▶ **Task**:
Starting at the first line of the listing below, repeat each line exactly until the line containing "</StatsRow>", which you include. Leave out pictures.

▶ **Recorded data**:
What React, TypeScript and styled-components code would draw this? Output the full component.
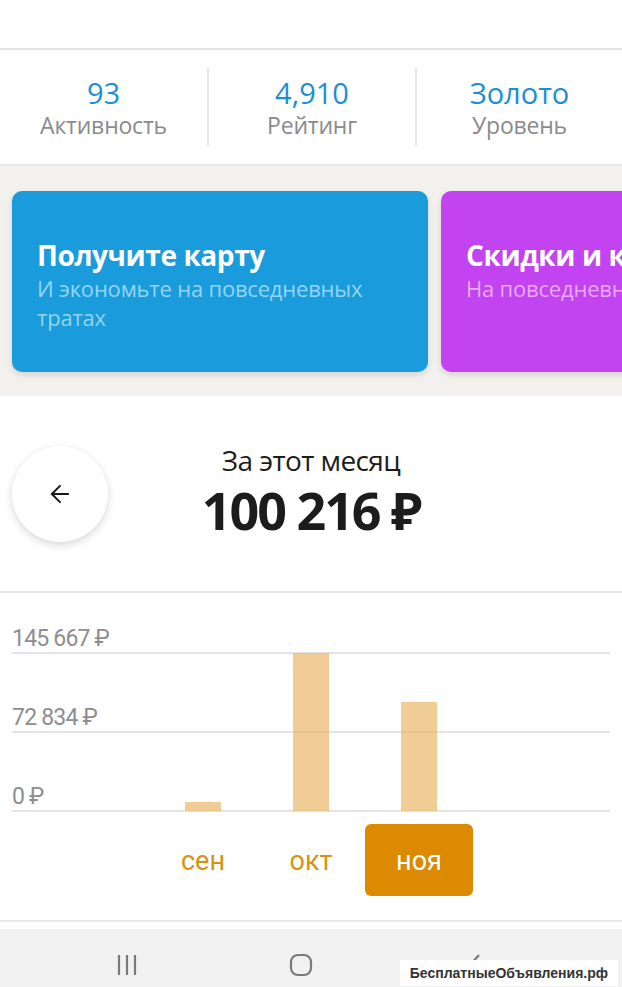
import styled, { createGlobalStyle } from "styled-components";
import { ArrowLeft } from "lucide-react";

const GlobalStyle = createGlobalStyle`
  html, body {
    margin: 0;
    padding: 0;
    background: #ffffff;
    font-family: "Open Sans", "Noto Sans", sans-serif;
  }
  * { box-sizing: border-box; }
`;

const stats = [
  { value: "93", label: "Активность" },
  { value: "4,910", label: "Рейтинг" },
  { value: "Золото", label: "Уровень" },
];

const gridRows = [
  { label: "145 667 ₽", height: 61 },
  { label: "72 834 ₽", height: 79 },
  { label: "0 ₽", height: 79 },
];

const months = [
  { name: "", amount: 0, active: false },
  { name: "сен", amount: 8300, active: false },
  { name: "окт", amount: 145667, active: false },
  { name: "ноя", amount: 100216, active: true },
  { name: "", amount: 0, active: false },
];

const MAX = 145667;

const App = () => {
  return (
    <Screen>
      <GlobalStyle />
      <TopBar />

      <StatsRow>
        {stats.map((s) => (
          <Stat key={s.label}>
            <StatValue>{s.value}</StatValue>
            <StatLabel>{s.label}</StatLabel>
          </Stat>
        ))}
      </StatsRow>

      <PromoStrip>
        <PromoCard $bg="#1a9bdb">
          <PromoTitle>Получите карту</PromoTitle>
          <PromoText $color="#93d5f6">И экономьте на повседневных тратах</PromoText>
        </PromoCard>
        <PromoCard $bg="#c243f0">
          <PromoTitle>Скидки и кешбэк</PromoTitle>
          <PromoText $color="#eaa8fa">На повседневные покупки</PromoText>
        </PromoCard>
      </PromoStrip>

      <Summary>
        <BackButton>
          <ArrowLeft size={28} strokeWidth={1.7} color="#1a1a1a" />
        </BackButton>
        <SummaryText>
          <SummaryTitle>За этот месяц</SummaryTitle>
          <SummaryAmount>100 216 ₽</SummaryAmount>
        </SummaryText>
      </Summary>

      <ChartSection>
        <ChartGrid>
          {gridRows.map((r) => (
            <GridRow key={r.label} $h={r.height}>
              <AxisLabel>{r.label}</AxisLabel>
            </GridRow>
          ))}
          <BarsLayer>
            {months.map((m, i) => (
              <BarSlot key={i}>
                {m.amount > 0 && (
                  <Bar style={{ height: `${(m.amount / MAX) * 158}px` }} />
                )}
              </BarSlot>
            ))}
          </BarsLayer>
        </ChartGrid>

        <MonthRow>
          {months.map((m, i) => (
            <MonthTab key={i} $active={m.active}>
              {m.name}
            </MonthTab>
          ))}
        </MonthRow>
      </ChartSection>

      <NavBar>
        <NavIcon>
          <svg width="26" height="24" viewBox="0 0 26 24">
            <path d="M5 2v20M13 2v20M21 2v20" stroke="#7a7a7a" strokeWidth="2.2" />
          </svg>
        </NavIcon>
        <NavIcon>
          <svg width="26" height="26" viewBox="0 0 26 26">
            <rect x="3" y="3" width="20" height="20" rx="7" fill="none" stroke="#7a7a7a" strokeWidth="2.2" />
          </svg>
        </NavIcon>
        <NavIcon>
          <svg width="20" height="26" viewBox="0 0 20 26">
            <path d="M14 3L5 13l9 10" fill="none" stroke="#7a7a7a" strokeWidth="2.2" />
          </svg>
        </NavIcon>
        <Watermark>БесплатныеОбъявления.рф</Watermark>
      </NavBar>
    </Screen>
  );
};

const Screen = styled.div`
  width: 622px;
  height: 987px;
  overflow: hidden;
  background: #ffffff;
  display: flex;
  flex-direction: column;
`;

const TopBar = styled.div`
  height: 50px;
  flex-shrink: 0;
  border-bottom: 2px solid #e2e2e2;
`;

const StatsRow = styled.div`
  height: 116px;
  flex-shrink: 0;
  display: grid;
  grid-template-columns: 207px 208px 207px;
  align-items: center;
  border-bottom: 2px solid #e7e6e3;
`;

const Stat = styled.div`
  height: 78px;
  display: flex;
  flex-direction: column;
  align-items: center;
  justify-content: center;
  padding-top: 4px;
  & + & {
    border-left: 2px solid #e4e4e4;
  }
`;

const StatValue = styled.div`
  font-size: 29px;
  line-height: 32px;
  color: #1c8fd1;
`;

const StatLabel = styled.div`
  font-size: 23px;
  line-height: 33px;
  color: #8b8b8b;
  letter-spacing: -0.2px;
`;

const PromoStrip = styled.div`
  height: 230px;
  flex-shrink: 0;
  background: #f2f1ee;
  display: flex;
  gap: 13px;
  padding: 25px 0 24px 12px;
  overflow: hidden;
`;

const PromoCard = styled.div<{ $bg: string }>`
  flex: 0 0 416px;
  height: 181px;
  border-radius: 10px;
  background: ${(p) => p.$bg};
  box-shadow: 0 3px 6px rgba(0, 0, 0, 0.12);
  padding: 45px 20px 0 25px;
  white-space: nowrap;
  overflow: hidden;
`;

const PromoTitle = styled.div`
  font-size: 28px;
  font-weight: 700;
  line-height: 38px;
  color: #ffffff;
  letter-spacing: -0.4px;
`;

const PromoText = styled.div<{ $color: string }>`
  font-size: 22px;
  line-height: 29px;
  color: ${(p) => p.$color};
  white-space: normal;
  width: 370px;
  letter-spacing: -0.2px;
`;

const Summary = styled.div`
  height: 197px;
  flex-shrink: 0;
  position: relative;
  display: flex;
  justify-content: center;
  padding-top: 45px;
  border-bottom: 2px solid #e6e6e6;
`;

const BackButton = styled.div`
  position: absolute;
  left: 12px;
  top: 50px;
  width: 96px;
  height: 96px;
  border-radius: 50%;
  background: #ffffff;
  box-shadow: 0 3px 9px rgba(0, 0, 0, 0.16);
  display: flex;
  align-items: center;
  justify-content: center;
`;

const SummaryText = styled.div`
  display: flex;
  flex-direction: column;
  align-items: center;
  gap: 2px;
`;

const SummaryTitle = styled.div`
  font-size: 28px;
  line-height: 38px;
  color: #1c1c1c;
  letter-spacing: -0.6px;
`;

const SummaryAmount = styled.div`
  font-size: 52px;
  font-weight: 700;
  line-height: 58px;
  color: #1c1c1c;
  letter-spacing: -2px;
`;

const ChartSection = styled.div`
  height: 329px;
  flex-shrink: 0;
  padding: 0 12px;
  border-bottom: 2px solid #e8e8e8;
`;

const ChartGrid = styled.div`
  position: relative;
`;

const GridRow = styled.div<{ $h: number }>`
  height: ${(p) => p.$h}px;
  display: flex;
  align-items: flex-end;
  border-bottom: 2px solid #e4e4e4;
`;

const AxisLabel = styled.div`
  font-family: Roboto, "Noto Sans", sans-serif;
  font-size: 23px;
  line-height: 26px;
  color: #8e8e8e;
  letter-spacing: -0.8px;
`;

const BarsLayer = styled.div`
  position: absolute;
  left: 0;
  right: 0;
  top: 60px;
  height: 158px;
  display: grid;
  grid-template-columns: repeat(5, 108px);
  justify-content: center;
  align-items: end;
  pointer-events: none;
`;

const BarSlot = styled.div`
  height: 100%;
  display: flex;
  justify-content: center;
  align-items: flex-end;
`;

const Bar = styled.div`
  width: 36px;
  background: rgba(233, 182, 98, 0.68);
`;

const MonthRow = styled.div`
  margin-top: 12px;
  display: grid;
  grid-template-columns: repeat(5, 108px);
  justify-content: center;
`;

const MonthTab = styled.div<{ $active: boolean }>`
  height: 72px;
  border-radius: 6px;
  display: flex;
  align-items: center;
  justify-content: center;
  padding-top: 2px;
  font-family: Roboto, "Noto Sans", sans-serif;
  font-size: 27px;
  color: ${(p) => (p.$active ? "#ffffff" : "#d8920f")};
  background: ${(p) => (p.$active ? "#dc8a00" : "transparent")};
`;

const NavBar = styled.div`
  position: relative;
  margin-top: 7px;
  flex: 1;
  background: #f1f1f1;
  display: grid;
  grid-template-columns: 40px 174px 174px 174px 60px;
  align-items: center;
`;

const NavIcon = styled.div`
  display: flex;
  justify-content: center;
  align-items: center;
  padding-top: 14px;
  &:first-child {
    grid-column: 2;
  }
`;

const Watermark = styled.div`
  position: absolute;
  right: 4px;
  bottom: 1px;
  background: #ffffff;
  padding: 5px 10px 5px 10px;
  font-family: "Liberation Sans", Arial, sans-serif;
  font-weight: 700;
  font-size: 14px;
  color: #333333;
`;

export default App;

▶ **Solution for this task**:
What React, TypeScript and styled-components code would draw this? Output the full component.
import styled, { createGlobalStyle } from "styled-components";
import { ArrowLeft } from "lucide-react";

const GlobalStyle = createGlobalStyle`
  html, body {
    margin: 0;
    padding: 0;
    background: #ffffff;
    font-family: "Open Sans", "Noto Sans", sans-serif;
  }
  * { box-sizing: border-box; }
`;

const stats = [
  { value: "93", label: "Активность" },
  { value: "4,910", label: "Рейтинг" },
  { value: "Золото", label: "Уровень" },
];

const gridRows = [
  { label: "145 667 ₽", height: 61 },
  { label: "72 834 ₽", height: 79 },
  { label: "0 ₽", height: 79 },
];

const months = [
  { name: "", amount: 0, active: false },
  { name: "сен", amount: 8300, active: false },
  { name: "окт", amount: 145667, active: false },
  { name: "ноя", amount: 100216, active: true },
  { name: "", amount: 0, active: false },
];

const MAX = 145667;

const App = () => {
  return (
    <Screen>
      <GlobalStyle />
      <TopBar />

      <StatsRow>
        {stats.map((s) => (
          <Stat key={s.label}>
            <StatValue>{s.value}</StatValue>
            <StatLabel>{s.label}</StatLabel>
          </Stat>
        ))}
      </StatsRow>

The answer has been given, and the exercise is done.